Data block:
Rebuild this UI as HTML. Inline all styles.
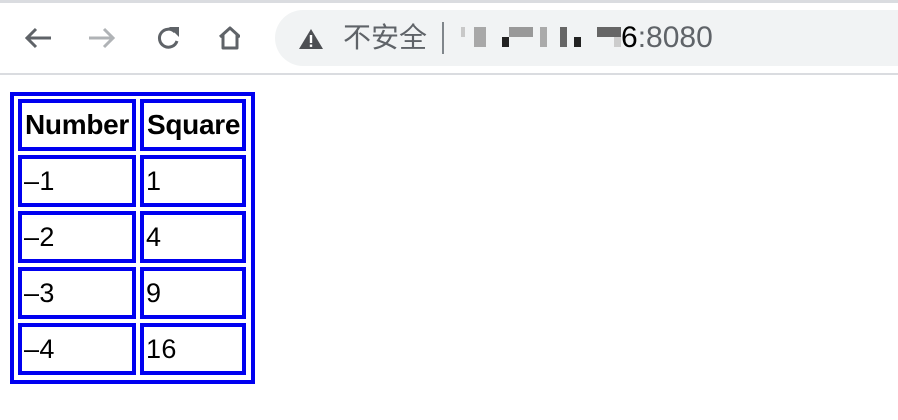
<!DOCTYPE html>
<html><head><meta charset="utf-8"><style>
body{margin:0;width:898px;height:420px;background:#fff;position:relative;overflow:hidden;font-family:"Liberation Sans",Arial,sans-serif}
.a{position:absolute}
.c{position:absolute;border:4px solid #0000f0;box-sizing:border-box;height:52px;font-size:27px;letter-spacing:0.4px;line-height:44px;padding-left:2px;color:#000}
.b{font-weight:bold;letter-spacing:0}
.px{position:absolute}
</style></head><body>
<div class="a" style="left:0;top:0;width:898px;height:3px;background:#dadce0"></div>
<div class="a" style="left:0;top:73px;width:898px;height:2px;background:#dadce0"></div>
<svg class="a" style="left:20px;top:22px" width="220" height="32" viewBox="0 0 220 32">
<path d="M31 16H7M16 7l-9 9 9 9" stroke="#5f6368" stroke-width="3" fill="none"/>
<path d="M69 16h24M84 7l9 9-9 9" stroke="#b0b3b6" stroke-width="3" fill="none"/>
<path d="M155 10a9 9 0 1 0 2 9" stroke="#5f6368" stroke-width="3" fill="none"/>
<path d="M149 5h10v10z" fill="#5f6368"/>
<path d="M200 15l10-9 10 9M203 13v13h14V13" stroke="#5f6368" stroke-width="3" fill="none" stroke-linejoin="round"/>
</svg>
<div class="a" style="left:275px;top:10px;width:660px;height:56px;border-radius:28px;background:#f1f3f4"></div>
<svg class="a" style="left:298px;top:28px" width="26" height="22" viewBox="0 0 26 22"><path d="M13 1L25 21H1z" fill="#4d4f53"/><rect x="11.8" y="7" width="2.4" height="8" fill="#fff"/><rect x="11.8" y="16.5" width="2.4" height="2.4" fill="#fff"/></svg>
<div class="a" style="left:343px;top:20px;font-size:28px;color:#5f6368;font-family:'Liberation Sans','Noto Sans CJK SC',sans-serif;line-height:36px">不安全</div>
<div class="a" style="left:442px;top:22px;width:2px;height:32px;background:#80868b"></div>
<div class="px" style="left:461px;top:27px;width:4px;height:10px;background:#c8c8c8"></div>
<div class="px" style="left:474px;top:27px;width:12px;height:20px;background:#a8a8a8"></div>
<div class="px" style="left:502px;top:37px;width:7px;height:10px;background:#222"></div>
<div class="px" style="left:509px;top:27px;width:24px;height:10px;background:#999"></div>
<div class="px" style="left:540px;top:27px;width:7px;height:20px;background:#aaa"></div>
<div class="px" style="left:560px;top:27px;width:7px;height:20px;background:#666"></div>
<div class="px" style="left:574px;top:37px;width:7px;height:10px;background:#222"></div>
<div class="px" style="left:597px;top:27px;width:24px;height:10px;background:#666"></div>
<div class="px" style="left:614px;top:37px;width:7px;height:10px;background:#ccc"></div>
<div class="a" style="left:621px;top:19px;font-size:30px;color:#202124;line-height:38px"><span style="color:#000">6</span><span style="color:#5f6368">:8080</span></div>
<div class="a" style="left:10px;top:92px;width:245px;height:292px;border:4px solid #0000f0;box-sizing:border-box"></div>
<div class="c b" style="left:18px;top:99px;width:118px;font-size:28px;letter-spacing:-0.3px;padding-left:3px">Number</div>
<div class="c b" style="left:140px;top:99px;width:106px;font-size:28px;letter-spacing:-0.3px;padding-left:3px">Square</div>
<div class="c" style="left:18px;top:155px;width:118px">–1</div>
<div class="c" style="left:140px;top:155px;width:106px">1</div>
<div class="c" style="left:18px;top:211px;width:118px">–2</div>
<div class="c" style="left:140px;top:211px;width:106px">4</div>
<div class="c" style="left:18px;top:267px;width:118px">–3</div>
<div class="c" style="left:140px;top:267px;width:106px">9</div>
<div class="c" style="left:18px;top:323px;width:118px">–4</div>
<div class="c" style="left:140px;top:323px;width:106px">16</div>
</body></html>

Required work:
Repeat the material exactly as it reads, without any of its pictures.

Expected output:
Rebuild this UI as HTML. Inline all styles.
<!DOCTYPE html>
<html><head><meta charset="utf-8"><style>
body{margin:0;width:898px;height:420px;background:#fff;position:relative;overflow:hidden;font-family:"Liberation Sans",Arial,sans-serif}
.a{position:absolute}
.c{position:absolute;border:4px solid #0000f0;box-sizing:border-box;height:52px;font-size:27px;letter-spacing:0.4px;line-height:44px;padding-left:2px;color:#000}
.b{font-weight:bold;letter-spacing:0}
.px{position:absolute}
</style></head><body>
<div class="a" style="left:0;top:0;width:898px;height:3px;background:#dadce0"></div>
<div class="a" style="left:0;top:73px;width:898px;height:2px;background:#dadce0"></div>
<svg class="a" style="left:20px;top:22px" width="220" height="32" viewBox="0 0 220 32">
<path d="M31 16H7M16 7l-9 9 9 9" stroke="#5f6368" stroke-width="3" fill="none"/>
<path d="M69 16h24M84 7l9 9-9 9" stroke="#b0b3b6" stroke-width="3" fill="none"/>
<path d="M155 10a9 9 0 1 0 2 9" stroke="#5f6368" stroke-width="3" fill="none"/>
<path d="M149 5h10v10z" fill="#5f6368"/>
<path d="M200 15l10-9 10 9M203 13v13h14V13" stroke="#5f6368" stroke-width="3" fill="none" stroke-linejoin="round"/>
</svg>
<div class="a" style="left:275px;top:10px;width:660px;height:56px;border-radius:28px;background:#f1f3f4"></div>
<svg class="a" style="left:298px;top:28px" width="26" height="22" viewBox="0 0 26 22"><path d="M13 1L25 21H1z" fill="#4d4f53"/><rect x="11.8" y="7" width="2.4" height="8" fill="#fff"/><rect x="11.8" y="16.5" width="2.4" height="2.4" fill="#fff"/></svg>
<div class="a" style="left:343px;top:20px;font-size:28px;color:#5f6368;font-family:'Liberation Sans','Noto Sans CJK SC',sans-serif;line-height:36px">不安全</div>
<div class="a" style="left:442px;top:22px;width:2px;height:32px;background:#80868b"></div>
<div class="px" style="left:461px;top:27px;width:4px;height:10px;background:#c8c8c8"></div>
<div class="px" style="left:474px;top:27px;width:12px;height:20px;background:#a8a8a8"></div>
<div class="px" style="left:502px;top:37px;width:7px;height:10px;background:#222"></div>
<div class="px" style="left:509px;top:27px;width:24px;height:10px;background:#999"></div>
<div class="px" style="left:540px;top:27px;width:7px;height:20px;background:#aaa"></div>
<div class="px" style="left:560px;top:27px;width:7px;height:20px;background:#666"></div>
<div class="px" style="left:574px;top:37px;width:7px;height:10px;background:#222"></div>
<div class="px" style="left:597px;top:27px;width:24px;height:10px;background:#666"></div>
<div class="px" style="left:614px;top:37px;width:7px;height:10px;background:#ccc"></div>
<div class="a" style="left:621px;top:19px;font-size:30px;color:#202124;line-height:38px"><span style="color:#000">6</span><span style="color:#5f6368">:8080</span></div>
<div class="a" style="left:10px;top:92px;width:245px;height:292px;border:4px solid #0000f0;box-sizing:border-box"></div>
<div class="c b" style="left:18px;top:99px;width:118px;font-size:28px;letter-spacing:-0.3px;padding-left:3px">Number</div>
<div class="c b" style="left:140px;top:99px;width:106px;font-size:28px;letter-spacing:-0.3px;padding-left:3px">Square</div>
<div class="c" style="left:18px;top:155px;width:118px">–1</div>
<div class="c" style="left:140px;top:155px;width:106px">1</div>
<div class="c" style="left:18px;top:211px;width:118px">–2</div>
<div class="c" style="left:140px;top:211px;width:106px">4</div>
<div class="c" style="left:18px;top:267px;width:118px">–3</div>
<div class="c" style="left:140px;top:267px;width:106px">9</div>
<div class="c" style="left:18px;top:323px;width:118px">–4</div>
<div class="c" style="left:140px;top:323px;width:106px">16</div>
</body></html>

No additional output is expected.